Hi Heather, Ron and all

Ron, you wrote:
"Then, still occurring in more recent times, there is dialectal or
idiolectal replacement of /T/
by /f/ and /D/ by /v/ (e.g., "both" as "bofe", "the" as "ve", "rather" as
"rahver", and "through" as "frough")."

I've never heard 've' for 'the' - Initial voiced 'th' has actually lost it's
fricative feel, but initially
it's still dental (or possibly substituted with 'd', but not 'v'). In the
middle of a word it has the usual
fricative feel and it's here that it caqn be substituted with 'v'.

Heather, you wrote regarding to use of this feature:
"This is now known as Estuary English  i.e. spoken from the East End of
London ( Cockneys) to the Essex coast."

I would say it's more of a Cockney feature than an Estuary feature - there
is a difference! Estuary tends to be a kind of halfway accent between
Cockney and RP. There are a number of Cockney features which are generally
seen as Estuary, such as l-vocalisation (making them sound like 'w' after
vowels), and t-glottalling when the t is word final - giving <bu'> instead
of <but>, however features such as t-glottalling when it's between two
vowels, giving <bu'er> instead of <butter> or the use of f and v for th are
very much more in the Cockney range, being 'frowned upon' and 'corrected'
within Estuary speaking areas.

However saying that, the feature turning th into f and v is spreading
throughout England and has been recorded in London, Colchester, Reading,
Milton Keynes, Norwich, The Fens, Derby, Birmingham, Hull, Sheffield,
Middlesborough and Newcastle, (however not yet in Liverpool!!) so I wouldn't
be at all surprised if it doesn't become more accepted within Estuary.

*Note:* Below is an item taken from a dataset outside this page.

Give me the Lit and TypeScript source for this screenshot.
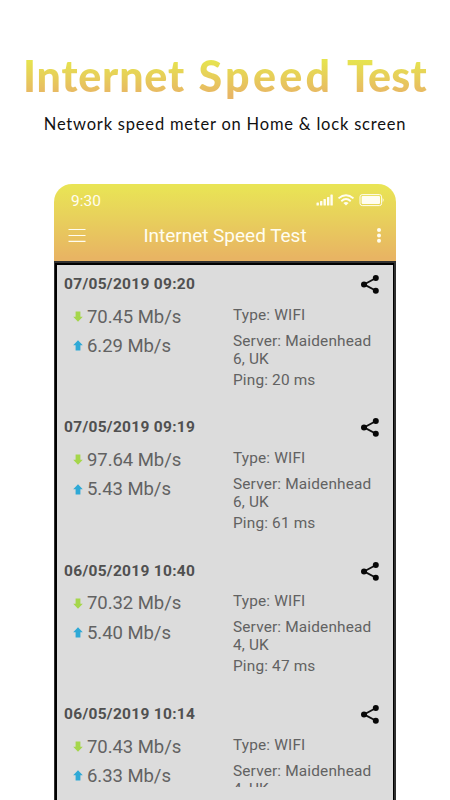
import { LitElement, html, css, svg } from "lit";
import { customElement, property } from "lit/decorators.js";

interface Result {
  date: string;
  down: string;
  up: string;
  city: string;
  region: string;
  ping?: string;
}

const results: Result[] = [
  { date: "07/05/2019 09:20", down: "70.45", up: "6.29", city: "Maidenhead", region: "6, UK", ping: "20" },
  { date: "07/05/2019 09:19", down: "97.64", up: "5.43", city: "Maidenhead", region: "6, UK", ping: "61" },
  { date: "06/05/2019 10:40", down: "70.32", up: "5.40", city: "Maidenhead", region: "4, UK", ping: "47" },
  { date: "06/05/2019 10:14", down: "70.43", up: "6.33", city: "Maidenhead", region: "4, UK" },
];

const arrow = svg`<path d="M5 0.3 L9.8 5.2 H7.4 V10.6 H2.6 V5.2 H0.2 Z"/>`;

@customElement("speed-result")
export class SpeedResult extends LitElement {
  @property({ attribute: false }) result!: Result;

  static styles = css`
    :host {
      display: block;
      height: 143.35px;
      flex: none;
      color: #626262;
    }
    .head {
      display: flex;
      justify-content: space-between;
      align-items: center;
      height: 38px;
      padding: 0 12px 0 6px;
    }
    .date {
      font-size: 15.5px;
      font-weight: 700;
      letter-spacing: 0.3px;
      color: #505050;
      white-space: nowrap;
    }
    .share {
      width: 20px;
      height: 20px;
      display: block;
    }
    .body {
      display: grid;
      grid-template-columns: 175px 1fr;
    }
    .speeds {
      padding-left: 15px;
      margin-top: -1px;
    }
    .speed {
      display: flex;
      align-items: center;
      height: 29.3px;
      font-size: 18.5px;
      letter-spacing: -0.05px;
      white-space: nowrap;
    }
    .arrow {
      width: 10px;
      height: 11px;
      margin-right: 4px;
      flex: none;
    }
    .down {
      fill: #a5d64b;
      transform: rotate(180deg);
    }
    .up {
      fill: #2fa9d6;
    }
    .details {
      font-size: 15.4px;
      letter-spacing: 0.16px;
      line-height: 18px;
      white-space: nowrap;
      padding-top: 2.7px;
    }
    .type {
      margin-bottom: 8px;
    }
    .server {
      margin-bottom: 3px;
    }
  `;

  render() {
    const r = this.result;
    return html`
      <div class="head">
        <span class="date">${r.date}</span>
        <svg class="share" viewBox="0 0 20 20">
          <path d="M16 4 L4 10.4 L16 16.8" fill="none" stroke="#111" stroke-width="1.8" />
          <circle cx="15.8" cy="4.1" r="3" fill="#080808" />
          <circle cx="4" cy="10.4" r="3" fill="#080808" />
          <circle cx="15.8" cy="16.8" r="3" fill="#080808" />
        </svg>
      </div>
      <div class="body">
        <div class="speeds">
          <div class="speed"><svg class="arrow down" viewBox="0 0 10 11">${arrow}</svg>${r.down} Mb/s</div>
          <div class="speed"><svg class="arrow up" viewBox="0 0 10 11">${arrow}</svg>${r.up} Mb/s</div>
        </div>
        <div class="details">
          <div class="type">Type: WIFI</div>
          <div class="server">Server: ${r.city}<br />${r.region}</div>
          ${r.ping ? html`<div>Ping: ${r.ping} ms</div>` : null}
        </div>
      </div>
    `;
  }
}

@customElement("app-root")
export class AppRoot extends LitElement {
  static styles = css`
    :host {
      display: flex;
      flex-direction: column;
      align-items: center;
      box-sizing: border-box;
      width: 450px;
      height: 800px;
      overflow: hidden;
      background: #fff;
      font-family: Roboto, "Liberation Sans", sans-serif;
    }
    .title {
      display: flex;
      gap: 13.5px;
      margin: 48px 0 0;
      height: 56px;
      font: 900 43px/56px Lato, sans-serif;
      white-space: nowrap;
      color: transparent;
      background: linear-gradient(#e6e44f 22%, #e8b665 84%);
      background-clip: text;
      -webkit-background-clip: text;
    }
    .internet {
      letter-spacing: 0.8px;
    }
    .speed {
      letter-spacing: 3.3px;
    }
    .test {
      letter-spacing: 0.2px;
    }
    .subtitle {
      margin: 8px 0 0;
      height: 24px;
      font: 400 16.5px/24px Lato, sans-serif;
      letter-spacing: 0.8px;
      white-space: nowrap;
      color: #111;
    }
    .phone {
      display: flex;
      flex-direction: column;
      width: 342px;
      height: 616px;
      margin-top: 48px;
      flex: none;
    }
    .top {
      height: 77px;
      flex: none;
      box-sizing: border-box;
      border-radius: 18px 18px 0 0;
      background: linear-gradient(#e9e455 3%, #e8d25b 40%, #e8b463 96%);
      color: #fffdf0;
    }
    .status {
      display: flex;
      justify-content: space-between;
      align-items: center;
      height: 33px;
      padding: 0 11px 0 17px;
      font-size: 15.5px;
    }
    .indicators {
      display: block;
      width: 70px;
      height: 14px;
      margin-top: -2px;
    }
    .bar {
      display: grid;
      grid-template-columns: 40px 1fr 40px;
      align-items: center;
      height: 36px;
    }
    .menu {
      display: block;
      width: 18px;
      height: 14px;
      margin-left: 14px;
    }
    .name {
      text-align: center;
      font-size: 19px;
      letter-spacing: -0.02px;
    }
    .more {
      display: block;
      width: 6px;
      height: 16px;
      margin-left: 20px;
    }
    .screen {
      flex: 1;
      min-height: 0;
      box-sizing: border-box;
      border: solid #303030;
      border-width: 2px 2px 0 1px;
      background: #dcdcdc;
    }
    .inner {
      height: 100%;
      box-sizing: border-box;
      border: solid #000;
      border-width: 2px 1px 0 2px;
      padding: 0 1px;
    }
    .list {
      display: flex;
      flex-direction: column;
      height: 522px;
      overflow: hidden;
    }
  `;

  render() {
    return html`
      <h1 class="title">
        <span class="internet">Internet</span>
        <span class="speed">Speed</span>
        <span class="test">Test</span>
      </h1>
      <p class="subtitle">Network speed meter on Home &amp; lock screen</p>
      <div class="phone">
        <div class="top">
          <div class="status">
            <span>9:30</span>
            <svg class="indicators" viewBox="0 0 70 14" fill="#fffdf0">
              <rect x="1.5" y="9.5" width="2.4" height="3" rx=".6" />
              <rect x="5" y="8" width="2.4" height="4.5" rx=".6" />
              <rect x="8.5" y="6" width="2.4" height="6.5" rx=".6" />
              <rect x="12" y="4" width="2.4" height="8.5" rx=".6" />
              <rect x="15.4" y="1.5" width="2.4" height="11" rx=".6" />
              <g fill="none" stroke="#fffdf0" stroke-width="1.9">
                <path d="M23.5 5.4 Q31 -1 38.5 5.4" />
                <path d="M26.3 8.2 Q31 4 35.7 8.2" />
              </g>
              <path d="M28.4 10.1 Q31 7.9 33.6 10.1 L31 12.6 Z" />
              <rect x="45" y="1.6" width="21.6" height="11" rx="2.2" fill="none" stroke="#fffdf0" stroke-width="1" />
              <rect x="46.6" y="3.1" width="18.4" height="8" rx="1" />
              <path d="M67.7 5 Q69.6 7 67.7 9.2 Z" />
            </svg>
          </div>
          <div class="bar">
            <svg class="menu" viewBox="0 0 18 14" stroke="#fffdf0" stroke-width="1.2">
              <path d="M0.5 1.5 H17.5 M0.5 7.5 H17.5 M0.5 13.4 H17.5" />
            </svg>
            <span class="name">Internet Speed Test</span>
            <svg class="more" viewBox="0 0 6 16" fill="#fffdf0">
              <circle cx="3" cy="2.9" r="2" />
              <circle cx="3" cy="8.4" r="2" />
              <circle cx="3" cy="13.7" r="2" />
            </svg>
          </div>
        </div>
        <div class="screen">
          <div class="inner">
            <div class="list">
              ${results.map((r) => html`<speed-result .result=${r}></speed-result>`)}
            </div>
          </div>
        </div>
      </div>
    `;
  }
}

Also Ron, you mentioned briefly about r being pronounced as w (or rather
Sampa /P/ - it's still
different from w - red and wed are not identical!). This is also spreading
in England - and this is an
accepted part of Estuary (being a feature of my own English)- and has been
recorded in London, Colchester, Reading, Milton Keynes, Norwich, The Fens,
Derby, Hull, Middlesborough and Newcastle, with it creeping into Liverpool
and Birmingham (although there was no data from Sheffield for this feature).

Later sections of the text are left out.